W innych wniesionych skargach wskazano, że reklama negatywnie ocenia osoby otyłe oraz nakłaniała je do stałego ograniczenia ilości spożywanych pokarmów – co może prowadzić do zaburzeń odżywiania.
W czasie posiedzenia skargę przedstawiał i popierał arbiter-referent. Wniósł on o uznanie reklamy za sprzeczną z dobrymi obyczajami (art. 2 ust. 1 Kodeksu Etyki Reklamy) oraz zarzucił, że reklama nie była prowadzona w poczuciu odpowiedzialności społecznej.
Arbiter wniósł również o uznanie reklamy za niezgodna z art. 4 i 8 ker, w myśl których reklamy nie mogą zawierać treści dyskryminujących oraz nie mogą nadużywać zaufania odbiorcy, ani też wykorzystywać jego braku doświadczenia lub wiedzy.
W odpowiedzi na skargę Tomasz Kozłowski, właściciel firmy VitaDirect zaznaczył, że preparat Goodbye Appetite jest przede wszystkim suplementem diety i z samego założenia nie ma zastępować posiłków, a jedynie ma je uzupełniać.
– Za taką interpretacją przeznaczenia produktu przemawia również etykieta, bowiem w sposobie jego użycia wskazano, iż produkt należy spożywać „przed głównymi posiłkami”, a więc nie w ich zastępstwie a jedynie wspomagająco – zaznaczył skarżony.
Komisja Etyki Reklamy uznała jednak, że reklama nie była prowadzona w poczuciu odpowiedzialności społecznej.

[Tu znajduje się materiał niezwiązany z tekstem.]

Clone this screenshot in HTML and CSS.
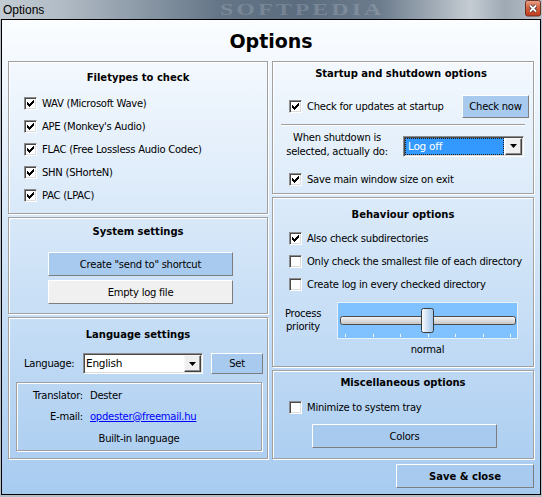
FILE: index.html
```html
<!DOCTYPE html>
<html lang="en">
<head>
    <meta charset="UTF-8">
    <title>Options</title>
    <link rel="stylesheet" href="styles.css">
</head>
<body>
    <div class="titlebar">
        <span class="title">Options</span>
        <span class="watermark">SOFTPEDIA</span>
        <span class="close">
            <svg width="16" height="17" viewBox="0 0 16 17">
                <defs>
                    <linearGradient id="closeGrad" x1="0" y1="0" x2="0" y2="1">
                        <stop offset="0" stop-color="#e9a68e"/>
                        <stop offset="0.45" stop-color="#d4623f"/>
                        <stop offset="1" stop-color="#c2391a"/>
                    </linearGradient>
                </defs>
                <rect x="0.5" y="0.5" width="15" height="15.5" rx="2" fill="url(#closeGrad)" stroke="#6a3024"/>
                <path d="M5 5.5l6 6M11 5.5l-6 6" stroke="#40302c" stroke-width="3.4"/>
                <path d="M5 5.5l6 6M11 5.5l-6 6" stroke="#fff" stroke-width="1.8"/>
            </svg>
        </span>
    </div>

    <div class="window">
        <h1 class="header">Options</h1>

        <div class="columns">
            <!-- linke Spalte -->
            <div class="column">
                <section class="panel panel-filetypes">
                    <h2>Filetypes to check</h2>
                    <label class="row"><span class="check"><svg width="9" height="9" viewBox="0 0 9 9"><path d="M1 3h1v3H1zM2 4h1v3H2zM3 5h1v3H3zM4 4h1v3H4zM5 3h1v3H5zM6 2h1v3H6zM7 1h1v3H7z"/></svg></span>WAV (Microsoft Wave)</label>
                    <label class="row"><span class="check"><svg width="9" height="9" viewBox="0 0 9 9"><path d="M1 3h1v3H1zM2 4h1v3H2zM3 5h1v3H3zM4 4h1v3H4zM5 3h1v3H5zM6 2h1v3H6zM7 1h1v3H7z"/></svg></span>APE (Monkey's Audio)</label>
                    <label class="row"><span class="check"><svg width="9" height="9" viewBox="0 0 9 9"><path d="M1 3h1v3H1zM2 4h1v3H2zM3 5h1v3H3zM4 4h1v3H4zM5 3h1v3H5zM6 2h1v3H6zM7 1h1v3H7z"/></svg></span>FLAC (Free Lossless Audio Codec)</label>
                    <label class="row"><span class="check"><svg width="9" height="9" viewBox="0 0 9 9"><path d="M1 3h1v3H1zM2 4h1v3H2zM3 5h1v3H3zM4 4h1v3H4zM5 3h1v3H5zM6 2h1v3H6zM7 1h1v3H7z"/></svg></span>SHN (SHorteN)</label>
                    <label class="row"><span class="check"><svg width="9" height="9" viewBox="0 0 9 9"><path d="M1 3h1v3H1zM2 4h1v3H2zM3 5h1v3H3zM4 4h1v3H4zM5 3h1v3H5zM6 2h1v3H6zM7 1h1v3H7z"/></svg></span>PAC (LPAC)</label>
                </section>

                <section class="panel panel-system">
                    <h2>System settings</h2>
                    <button class="btn btn-wide">Create "send to" shortcut</button>
                    <button class="btn btn-wide btn-gray">Empty log file</button>
                </section>

                <section class="panel panel-language">
                    <h2>Language settings</h2>
                    <div class="lang-row">
                        <span class="lang-label">Language:</span>
                        <div class="combo combo-lang">
                            <span class="combo-text">English</span>
                            <span class="combo-arrow"><svg width="7" height="4" viewBox="0 0 7 4"><path d="M0 0h7L3.5 4z"/></svg></span>
                        </div>
                        <button class="btn btn-set">Set</button>
                    </div>
                    <div class="translator">
                        <span class="t-label">Translator:</span><span>Dester</span>
                        <span class="t-label">E-mail:</span><a href="#">opdester@freemail.hu</a>
                        <span class="builtin">Built-in language</span>
                    </div>
                </section>
            </div>

            <!-- rechte Spalte -->
            <div class="column">
                <section class="panel panel-startup">
                    <h2>Startup and shutdown options</h2>
                    <div class="row row-right row-update">
                        <span class="check"><svg width="9" height="9" viewBox="0 0 9 9"><path d="M1 3h1v3H1zM2 4h1v3H2zM3 5h1v3H3zM4 4h1v3H4zM5 3h1v3H5zM6 2h1v3H6zM7 1h1v3H7z"/></svg></span>Check for updates at startup
                        <button class="btn btn-check">Check now</button>
                    </div>
                    <div class="separator"></div>
                    <div class="shutdown-row">
                        <span class="shutdown-label">When shutdown is<br>selected, actually do:</span>
                        <div class="combo combo-shutdown">
                            <span class="combo-text selected">Log off</span>
                            <span class="combo-arrow"><svg width="7" height="4" viewBox="0 0 7 4"><path d="M0 0h7L3.5 4z"/></svg></span>
                        </div>
                    </div>
                    <label class="row row-right row-save"><span class="check"><svg width="9" height="9" viewBox="0 0 9 9"><path d="M1 3h1v3H1zM2 4h1v3H2zM3 5h1v3H3zM4 4h1v3H4zM5 3h1v3H5zM6 2h1v3H6zM7 1h1v3H7z"/></svg></span>Save main window size on exit</label>
                </section>

                <section class="panel panel-behaviour">
                    <h2>Behaviour options</h2>
                    <label class="row row-right"><span class="check"><svg width="9" height="9" viewBox="0 0 9 9"><path d="M1 3h1v3H1zM2 4h1v3H2zM3 5h1v3H3zM4 4h1v3H4zM5 3h1v3H5zM6 2h1v3H6zM7 1h1v3H7z"/></svg></span>Also check subdirectories</label>
                    <label class="row row-right"><span class="check"></span>Only check the smallest file of each directory</label>
                    <label class="row row-right"><span class="check"></span>Create log in every checked directory</label>
                    <div class="priority-row">
                        <span class="priority-label">Process<br>priority</span>
                        <div class="track-col">
                            <svg class="trackbar" width="181" height="37" viewBox="0 0 181 37">
                                <defs>
                                    <linearGradient id="channelGrad" x1="0" y1="0" x2="0" y2="1">
                                        <stop offset="0" stop-color="#f6f6f6"/>
                                        <stop offset="1" stop-color="#c4c4c4"/>
                                    </linearGradient>
                                    <linearGradient id="thumbGrad" x1="0" y1="0" x2="1" y2="0">
                                        <stop offset="0" stop-color="#fdfeff"/>
                                        <stop offset="1" stop-color="#9fc3e8"/>
                                    </linearGradient>
                                </defs>
                                <rect x="0.5" y="0.5" width="180" height="36" fill="#80c2ff" stroke="#e6f1fc"/>
                                <rect x="3.5" y="14.5" width="175" height="8" rx="2" fill="url(#channelGrad)" stroke="#4c4c4c"/>
                                <rect x="84.5" y="6.5" width="12" height="24" rx="2" fill="url(#thumbGrad)" stroke="#3c3c3c"/>
                                <path d="M8.5 32v3M36.5 32v3M63.5 32v3M91.5 32v3M118.5 32v3M146.5 32v3M173.5 32v3" stroke="#fff"/>
                            </svg>
                            <span class="track-value">normal</span>
                        </div>
                    </div>
                </section>

                <section class="panel panel-misc">
                    <h2>Miscellaneous options</h2>
                    <label class="row row-right"><span class="check"></span>Minimize to system tray</label>
                    <button class="btn btn-wide btn-colors">Colors</button>
                </section>
            </div>
        </div>

        <div class="footer">
            <button class="btn btn-save">Save &amp; close</button>
        </div>
    </div>
</body>
</html>
```

FILE: styles.css
```css
* {
    box-sizing: border-box;
}

body {
    margin: 0;
    width: 542px;
    height: 497px;
    overflow: hidden;
    background: #b5bfc9;
    font-family: "DejaVu Sans", Verdana, sans-serif;
    font-size: 10px;
    letter-spacing: -0.25px;
    color: #000;
}

/* Titelleiste */
.titlebar {
    position: relative;
    height: 19px;
    overflow: hidden;
    display: flex;
    align-items: center;
    background: linear-gradient(to right, #c3cbd3 0px, #b2bcc6 60px, #8795a3 150px, #647587 220px, #5b6c7f 300px, #6c7c8d 380px, #a7b1bb 440px, #c5ccd3 470px, #9ea9b4 505px, #b8c0c8 542px);
}

.title {
    margin-left: 3px;
    font-family: "Liberation Sans", Arial, sans-serif;
    font-size: 12px;
    letter-spacing: 0;
}

.watermark {
    position: absolute;
    left: 220px;
    top: 0;
    line-height: 19px;
    font-family: "Liberation Serif", serif;
    font-weight: bold;
    font-size: 16px;
    letter-spacing: 2px;
    color: rgba(255, 255, 255, 0.16);
    transform: scaleX(1.5);
    transform-origin: left center;
}

.close {
    position: absolute;
    right: 1px;
    top: 0;
    display: block;
    height: 17px;
}

.close svg {
    display: block;
}

/* Fenster */
.window {
    margin: 0 1px;
    height: 476px;
    border: 1px solid #000;
    background: linear-gradient(#fbfdff, #a7cbf0);
}

.header {
    margin: 0;
    height: 41px;
    display: flex;
    align-items: center;
    justify-content: center;
    font-size: 19px;
    font-weight: bold;
    letter-spacing: 0;
}

.columns {
    display: grid;
    grid-template-columns: 260px 262px;
    gap: 4px;
    padding: 0 6px;
}

.column {
    display: flex;
    flex-direction: column;
    gap: 3px;
}

.panel {
    border: 1px solid #a0a0a0;
    box-shadow: 1px 1px 0 #fff, inset 1px 1px 0 #fff;
}

.panel h2 {
    margin: 0;
    font-size: 10px;
    font-weight: bold;
    letter-spacing: 0;
    line-height: 14px;
    text-align: center;
}

.panel-filetypes { height: 153px; padding-top: 9px; }
.panel-filetypes h2 { margin-bottom: 7px; }
.panel-system { height: 97px; padding-top: 7px; }
.panel-language { height: 142px; padding-top: 10px; }
.panel-startup { height: 133px; padding-top: 5px; padding-right: 4px; }
.panel-behaviour { height: 170px; padding-top: 10px; }
.panel-behaviour h2 { margin-bottom: 5px; }
.panel-misc { height: 89px; padding-top: 5px; }
.panel-misc h2 { margin-bottom: 6px; }

.row {
    display: flex;
    align-items: center;
    height: 23px;
    padding-left: 15px;
}

.row-right {
    padding-left: 16px;
}

/* Checkbox im klassischen 3D-Stil */
.check {
    flex: none;
    width: 13px;
    height: 13px;
    margin-right: 5px;
    background: #fff;
    border: 1px solid;
    border-color: #8c8c8c #fff #fff #8c8c8c;
    box-shadow: inset 1px 1px 0 #4a4a4a, inset -1px -1px 0 #dcdcdc;
}

.check svg {
    display: block;
    margin: 1px;
}

/* Buttons */
.btn {
    display: block;
    padding: 0;
    font: inherit;
    letter-spacing: -0.25px;
    color: #000;
    background: #a8caef;
    border: 1px solid;
    border-color: #fff #7d7d7d #7d7d7d #fff;
}

.btn-wide {
    width: 185px;
    height: 24px;
    margin-left: 39px;
}

.panel-system .btn-wide:first-of-type {
    margin-top: 13px;
}

.btn-gray {
    margin-top: 4px;
    background: #f0f0f0;
}

.btn-set {
    width: 52px;
    height: 21px;
    margin-left: 8px;
}

.btn-check {
    width: 67px;
    height: 23px;
    margin-left: auto;
}

.btn-colors {
    margin-top: 5px;
}

.btn-save {
    width: 138px;
    height: 24px;
    margin-left: auto;
    margin-right: 6px;
    font-weight: bold;
    letter-spacing: 0;
}

/* Kombinationsfelder */
.combo {
    display: flex;
    height: 21px;
    padding: 1px;
    background: #fff;
    border: 1px solid;
    border-color: #8c8c8c #fff #fff #8c8c8c;
    box-shadow: inset 1px 1px 0 #4a4a4a, inset -1px -1px 0 #dcdcdc;
}

.combo-text {
    flex: 1;
    padding-left: 1px;
    line-height: 17px;
    font-size: 10.5px;
}

.combo-text.selected {
    margin-right: 1px;
    padding-left: 2px;
    line-height: 15px;
    color: #fff;
    background: #3399ff;
    border: 1px dotted #1a1a1a;
}

.combo-arrow {
    flex: none;
    display: flex;
    align-items: center;
    justify-content: center;
    width: 17px;
    height: 17px;
    background: #efefef;
    border: 1px solid;
    border-color: #f8f8f8 #404040 #404040 #f8f8f8;
    box-shadow: inset -1px -1px 0 #8c8c8c;
}

.combo-arrow svg {
    display: block;
}

.lang-row {
    display: flex;
    align-items: center;
    margin-top: 11px;
    padding-left: 15px;
}

.lang-label {
    width: 59px;
}

.combo-lang {
    width: 120px;
}

.translator {
    display: grid;
    grid-template-columns: 66px 1fr;
    column-gap: 7px;
    width: 246px;
    height: 69px;
    margin: 8px 0 0 7px;
    padding-top: 4px;
    line-height: 17px;
    border: 1px solid #a0a0a0;
    box-shadow: 1px 1px 0 #fff, inset 1px 1px 0 #fff;
}

.t-label {
    text-align: right;
}

.translator a {
    color: #0000ff;
}

.builtin {
    grid-column: 1 / -1;
    margin-top: 4px;
    line-height: 14px;
    text-align: center;
}

/* Start/Shutdown */
.row-update {
    margin-top: 14px;
}

.separator {
    height: 2px;
    margin: 6px 4px 0 8px;
    border-top: 1px solid #a0a0a0;
    border-bottom: 1px solid #fff;
}

.shutdown-row {
    display: flex;
    align-items: center;
    margin-top: 5px;
}

.shutdown-label {
    width: 110px;
    margin-left: 9px;
    padding-bottom: 2px;
    line-height: 14px;
    text-align: center;
}

.combo-shutdown {
    width: 121px;
    margin-left: 11px;
}

.row-save {
    margin-top: 7px;
}

/* Prozesspriorität */
.priority-row {
    display: flex;
    align-items: flex-start;
    margin-top: 6px;
}

.priority-label {
    width: 40px;
    margin-left: 10px;
    margin-top: 5px;
    line-height: 13px;
    text-align: center;
}

.track-col {
    display: flex;
    flex-direction: column;
    align-items: center;
    margin-left: 14px;
}

.trackbar {
    display: block;
}

.track-value {
    margin-top: 4px;
    line-height: 14px;
}

.footer {
    display: flex;
    margin-top: 5px;
}
```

Zdaniem zespołu orzekającego spot zawierał treści wykorzystujące naturalną ufność i brak doświadczenia konsumentów, w ocenie tego, co jest przekazem dosłownym, a co przenośnią w komunikacie reklamowym.
– Z uwagi na to, że suplement diety nie jest preparatem zapewniającym zrównoważoną dietę, a reklama sugeruje, iż wystarczy zjeść jeden groszek i napić się preparatu i można być sytym, zespół orzekający dopatrzył się w reklamie wprowadzenia odbiorców w błąd. Biorąc powyższe pod uwagę, stwierdza że reklama narusza normy kodeksu – czytamy w uzasadnieniu uchwały.
Producent preparatu nie podjął na razie decyzji o zaprzestaniu emisji spotów Goodbye Appetite.